The Commodity Futures Trading Commission (CFTC) has proposed a new rule to revise its existing rules related to risk management, accounting for risks associated with “evolving technologies” such as cryptocurrencies and artificial intelligence (AI).
Commissioner Dawn Stump Romero highlighted how emerging technologies come with inherent risks that must be addressed and managed effectively. This includes risks associated with digital asset markets, such as the recent collapses of Silvergate and Signature banks, which provided services to many prominent crypto firms.
Additionally, Romero stressed that regulated trading in crypto derivatives can also carry risks, while "unregulated spot markets carry additional risks, as seen with the collapse of FTX, Terra Luna, Celsius, and numerous others that have resulted in substantial losses."
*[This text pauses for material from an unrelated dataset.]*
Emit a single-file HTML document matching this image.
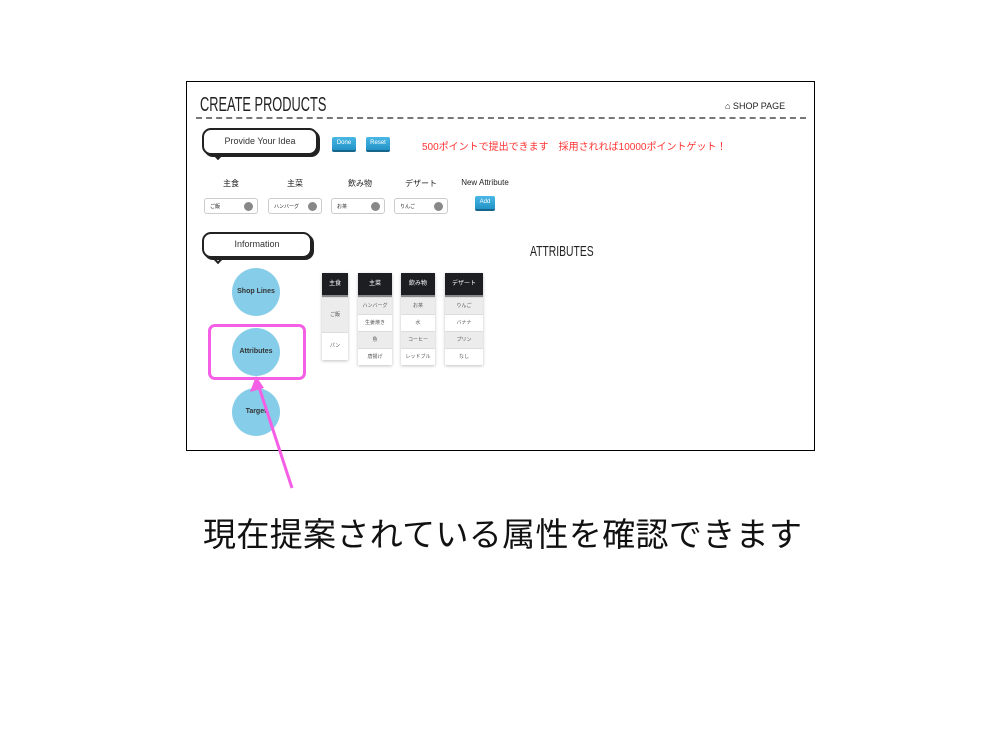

The CFTC is accepting public comments for 60 days before developing a formal proposed rule set, which will undergo a voting process for approval. The regulatory agency has been keeping a close eye on the crypto industry, warning registered firms and applicants about new products and services related to crypto.
This move shows how regulatory bodies are seeking to manage the risks associated with emerging technologies such as cryptocurrencies, AI, and blockchain. It highlights the need for clear guidelines to help protect investors, combat fraud, and promote transparency in these new areas of the financial markets.